Iran, IAEA exchange proposals at fresh Vienna talks

The Iranian ambassador to the International Atomic Energy Agency (IAEA)  Ali Asghar Soltanieh

The Iranian ambassador to the International Atomic Energy Agency (IAEA) Ali Asghar Soltanieh

Press TV -(Thu May 16, 2013) Iran and the International Atomic Energy Agency (IAEA) have wrapped up their latest round of talks on the Islamic Republic’s nuclear energy program.

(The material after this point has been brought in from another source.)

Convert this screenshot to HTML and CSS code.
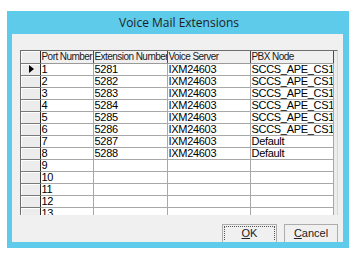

Late on Wednesday, the two sides wrapped up in Vienna another round of talks that focused on a technical framework for cooperation. 
Iran’s Ambassador to the IAEA Ali-Asghar Soltanieh who led the Iranian delegation said the two sides presented each other with new proposals. 
“We started talking with the IAEA on a modality or structure approach, for the resolution of outstanding issues,” Soltanieh told Press TV on the telephone. 
“We were able to further touch upon some remaining issues and we had a progress. Both sides gave proposals in order to bridge the gaps and pave the way for a final agreement and conclusion of a final agreement on the text of this modality,” he added. 
The ambassador said the Islamic Republic is determined to prove the peaceful nature of its nuclear program in its negotiations with the world body.
We have decided as a very historical important decision to deal with issue of allegations — the so-called ‘possible military dimension’ allegation,” he stated, stressing that the move is a volunteer gesture beyond Tehran’s legal obligations under the Non-Proliferation Treaty (NPT).
The talks were the 10th round of the negotiations between Iran and the IAEA over the Islamic Republic’s nuclear energy program since early 2012. The previous round of the negotiations was held in mid-February in Iran’s capital, Tehran.
The United States, Israel and some of their allies falsely claim that Iran is pursuing non-civilian objectives in its nuclear energy program, with the US and the European Union using the claim as a pretext to impose illegal sanctions against Iran.
Tehran rejects the allegation over its nuclear energy activities, maintaining that as a committed NPT signatory and a member of the IAEA, it has the right to use nuclear technology for peaceful purposes.